27節 ベニヤミンはかき裂くおおかみ、朝にその獲物を食らい、夕にその分捕物を分けるであろう」。


 神がヤコブを通じて12人の息子に宣言した祝福を研究し、熟考すると、その約束が全く平等に与えられたのではないということが明らかです。ユダとヨセフに与えられた祝福が、他の兄弟たちに宣言された祝福よりもはるかに勝っています。このことは、おそらく個人がこの地上に来る前の段階の、霊界における働きや役目などに関係があるのではないかと考えられます。
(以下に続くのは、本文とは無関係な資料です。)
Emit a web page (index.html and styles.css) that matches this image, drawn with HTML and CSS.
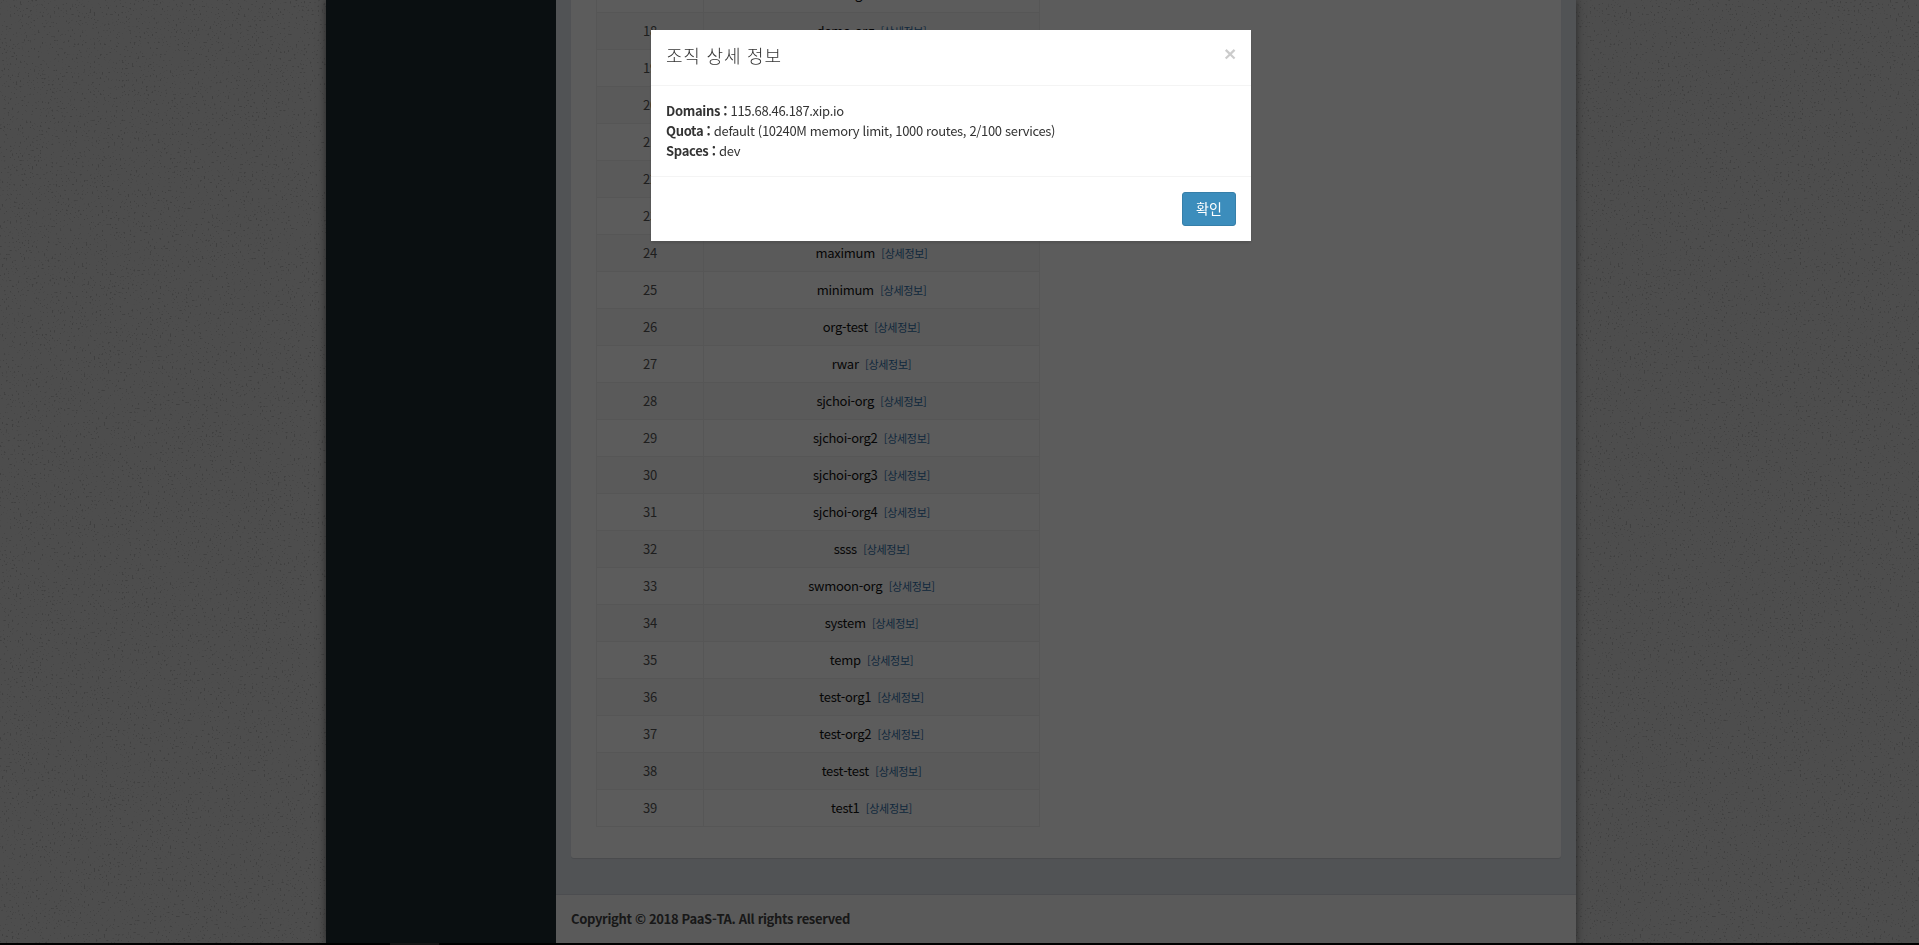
FILE: index.html
```html
<!DOCTYPE html>
<html lang="ko">
<head>
  <meta charset="UTF-8">
  <meta name="viewport" content="width=device-width, initial-scale=1.0">
  <title>조직 목록</title>
  <link rel="stylesheet" href="styles.css">
</head>
<body>
  <!-- paper texture behind the page -->
  <svg class="grain" width="1919" height="945" aria-hidden="true">
    <filter id="speckle" x="0" y="0" width="100%" height="100%" color-interpolation-filters="sRGB">
      <feTurbulence type="fractalNoise" baseFrequency="0.5" numOctaves="2" seed="7"/>
      <feColorMatrix type="matrix" values="0 0 0 0 0.7  0 0 0 0 0.7  0 0 0 0 0.7  14 0 0 0 -9.2"/>
    </filter>
    <rect width="1919" height="945" filter="url(#speckle)"/>
  </svg>

  <div class="wrapper">
    <aside class="sidebar"></aside>
    <div class="main">
      <section class="content">
        <div class="panel">
          <table class="org-table">
            <tbody>
              <tr><td>17</td><td>cf-org <a href="#">[상세정보]</a></td></tr>
              <tr><td>18</td><td>demo-org <a href="#">[상세정보]</a></td></tr>
              <tr><td>19</td><td>demo-org2 <a href="#">[상세정보]</a></td></tr>
              <tr><td>20</td><td>dev-org <a href="#">[상세정보]</a></td></tr>
              <tr><td>21</td><td>edu-org <a href="#">[상세정보]</a></td></tr>
              <tr><td>22</td><td>guest <a href="#">[상세정보]</a></td></tr>
              <tr><td>23</td><td>hello <a href="#">[상세정보]</a></td></tr>
              <tr><td>24</td><td>maximum <a href="#">[상세정보]</a></td></tr>
              <tr><td>25</td><td>minimum <a href="#">[상세정보]</a></td></tr>
              <tr><td>26</td><td>org-test <a href="#">[상세정보]</a></td></tr>
              <tr><td>27</td><td>rwar <a href="#">[상세정보]</a></td></tr>
              <tr><td>28</td><td>sjchoi-org <a href="#">[상세정보]</a></td></tr>
              <tr><td>29</td><td>sjchoi-org2 <a href="#">[상세정보]</a></td></tr>
              <tr><td>30</td><td>sjchoi-org3 <a href="#">[상세정보]</a></td></tr>
              <tr><td>31</td><td>sjchoi-org4 <a href="#">[상세정보]</a></td></tr>
              <tr><td>32</td><td>ssss <a href="#">[상세정보]</a></td></tr>
              <tr><td>33</td><td>swmoon-org <a href="#">[상세정보]</a></td></tr>
              <tr><td>34</td><td>system <a href="#">[상세정보]</a></td></tr>
              <tr><td>35</td><td>temp <a href="#">[상세정보]</a></td></tr>
              <tr><td>36</td><td>test-org1 <a href="#">[상세정보]</a></td></tr>
              <tr><td>37</td><td>test-org2 <a href="#">[상세정보]</a></td></tr>
              <tr><td>38</td><td>test-test <a href="#">[상세정보]</a></td></tr>
              <tr><td>39</td><td>test1 <a href="#">[상세정보]</a></td></tr>
            </tbody>
          </table>
        </div>
      </section>
      <footer class="main-footer"><strong>Copyright © 2018 PaaS-TA. All rights reserved</strong></footer>
    </div>
  </div>
  <div class="page-edge"><span class="edge-thumb"></span></div>

  <div class="backdrop"></div>

  <div class="modal">
    <div class="modal-header">
      <span class="close">×</span>
      <h4 class="modal-title">조직 상세 정보</h4>
    </div>
    <div class="modal-body">
      <div><strong>Domains :</strong> 115.68.46.187.xip.io</div>
      <div><strong>Quota :</strong> default (10240M memory limit, 1000 routes, 2/100 services)</div>
      <div><strong>Spaces :</strong> dev</div>
    </div>
    <div class="modal-footer">
      <button type="button" class="btn-primary">확인</button>
    </div>
  </div>
</body>
</html>
```

FILE: styles.css
```css
html, body {
  height: 100%;
  margin: 0;
  overflow: hidden;
}
body {
  display: flex;
  flex-direction: column;
  background-color: #d4d4d4;
  font-family: "Noto Sans CJK KR", "Noto Sans", sans-serif;
  font-size: 13px;
  line-height: 20px;
  letter-spacing: -.33px;
  color: #333;
}
.grain {
  position: absolute;
  top: 0;
  left: 0;
}
.wrapper {
  position: relative;
  display: flex;
  flex: 1;
  min-height: 0;
  width: 1250px;
  margin-left: 326px;
  overflow: hidden;
  background-color: #e1e6ec;
  box-shadow: 0 0 8px rgba(0, 0, 0, .5);
}
.sidebar {
  width: 230px;
  flex-shrink: 0;
  background-color: #1e2a2f;
}
.main {
  flex: 1;
  display: flex;
  flex-direction: column;
  justify-content: flex-end;
  min-width: 0;
}
.content {
  padding: 0 15px 36px;
}
.panel {
  background-color: #fff;
  border-radius: 3px;
  padding: 0 25px 31px;
  box-shadow: 0 1px 1px rgba(0, 0, 0, .1);
}
.org-table {
  width: 444px;
  border-collapse: collapse;
  text-align: center;
}
.org-table td {
  height: 36px;
  padding: 0;
  border: 1px solid #efefef;
  letter-spacing: -.28px;
  color: #111;
}
.org-table td:first-child {
  width: 106px;
  color: #555;
}
.org-table tr:nth-child(even) {
  background-color: #f9f9f9;
}
.org-table a {
  margin-left: 3px;
  font-size: 11px;
  letter-spacing: -.3px;
  color: #2f6ea6;
  text-decoration: none;
}
.main-footer {
  height: 50px;
  box-sizing: border-box;
  padding: 14px 15px;
  background-color: #fafafa;
  border-top: 1px solid #d2d6de;
  color: #444;
}
.page-edge {
  position: relative;
  height: 2px;
  background-color: #000;
}
.edge-thumb {
  display: block;
  width: 49px;
  height: 2px;
  margin-left: 390px;
  background-color: #3c3c3c;
}
.backdrop {
  position: fixed;
  top: 0;
  right: 0;
  bottom: 0;
  left: 0;
  background-color: rgba(0, 0, 0, .64);
}
.modal {
  position: fixed;
  top: 30px;
  left: 651px;
  width: 600px;
  background-color: #fff;
  box-shadow: 0 2px 3px rgba(0, 0, 0, .125);
}
.modal-header {
  padding: 13px 15px 17px;
  border-bottom: 1px solid #f4f4f4;
}
.modal-title {
  margin: 0;
  font-size: 18px;
  font-weight: 300;
  line-height: 25px;
  letter-spacing: .8px;
}
.close {
  float: right;
  margin-top: 0;
  font-family: "Liberation Sans", sans-serif;
  font-size: 21px;
  font-weight: 700;
  line-height: 1;
  color: #000;
  opacity: .2;
}
.modal-body {
  padding: 15px;
}
.modal-footer {
  display: flex;
  justify-content: flex-end;
  padding: 15px;
  border-top: 1px solid #f4f4f4;
}
.btn-primary {
  height: 34px;
  width: 54px;
  padding: 0 0 2px;
  border: 1px solid #367fa9;
  border-radius: 3px;
  background-color: #3c8dbc;
  color: #fff;
  font-family: inherit;
  font-size: 14px;
}
```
申命記32章8節に、「いと高き者は人の子らを分け、諸国民にその嗣業を与えられたとき、イスラエルの子らの数に照らして、もろもろの民の境を定められた」とあります。ここで注意したいのは、この言葉が「約束の地」、すなわちやがて嗣業の地となる場所へ到着する以前に、イスラエルの子らに対して言われた言葉であるという点です。これに続く聖句を見てみると、9節に「主の分はその民であって、ヤコブはその定められた嗣業である。」とあります。

 以上の事から明らかになる事は、後にイスラエルと呼ばれるヤコブの血統と、イスラエルの子と呼ばれるようになったヤコブの子孫たちが、この世に人として生まれた者の中で最も傑出した血統のもとに生まれているという点です。こうした報いは皆、この世が存在する前に約束されていたか、あるいは受けるために予任されていたのではないでしょうか。しかしこのような考えに疑問を持つ人もいることでしょう。しかし、天上の会議ですでに「自由意志」を行使してこの地上をに来る事を選んでいたとすると、この地上に来るにあたり、個々の性質や行いに応じて、人間としての境遇に関係があるはずです。

 申命記33章6〜29節で、モーセは再び各部族に与えられた祝福を列挙しています。この部分を創世記第49章に書かれているヤコブの祝福と比較して研究するのもよいでしょう。


8〜12節
 ユダに与えられた家督権の祝福では、王がユダの血統を通じて生まれると言われています(歴代史上5章1〜2節)。旧約聖書の歴史は、この約束が確かに実現したことをはっきり示しています。ダビデ王、ソロモン王、レハベアム王などは、ユダの血統を通じて生まれた王たちの一部です。王の王ともいえるキリストは、ここでは「シロ」と表現されていますが、やはりユダの血統を通じて降臨しています。このユダに与えられた祝福は、シロなる人物が現れて、その民を自分のもとに集めるということを期待させる点にあります。このシロの予言は、ユダヤ教の中でもキリスト教の中でも大きな論争の的となっています。


22〜26節
 この予言から幾つかの事がわかります。まず第一に、ヨセフは数多くの国民になるということと、第二に、ヨセフの枝が垣根を越えるということです。この第二の意味は少々難解ですが、これは、ヨセフの部族数が増えてカナンのささやかな嗣業の土地よりも、はるかに広い土地に移り住むということです。ヨセフに与えられた独特の祝福は、ヨセフがヤコブの先祖以上に永久の丘の祝福を得ると言う意味があります。これは、パレスチナから離れた地のことを指していると考えられ、アメリカ大陸から、「ヨセフの子孫」が残したと書かれてある金版が出土したことからも、「垣根を越える」というのは、海を越えた南北アメリカ大陸のことを指し示しているという考えに至ります。つまり、「永久の丘」とは、南北アメリカ大陸のことです




第50章24節

24節 ヨセフは兄弟たちに言った、「わたしはやがて死にます。神はかならずあなたがたを顧みて、この国から連れ出し、アブラハム、イサク、ヤコブに誓われた地に導き上られるでしょう。


 この部分は真鍮版にも書かれてあり、聖書同様、エジプトに売られたヨセフの偉大な予言が記載されています。しかし、真鍮版の記載の方が情報量としては多く、ヨセフの予言について聖書より詳しく書かれてあります。それをまとめると、イスラエルの子らをエジプトから解放するために、「モーセ」が「ジョセフ(ヨセフ)」なる人物が聖見者として末の日に立てられ、ユダの書物(聖書)のような物をもたらし、偽りの教義を打ち破るであろうと書かれてあります。モーセが立てられることは、聖書では創世記の続編である出エジプト記に書かれてあります。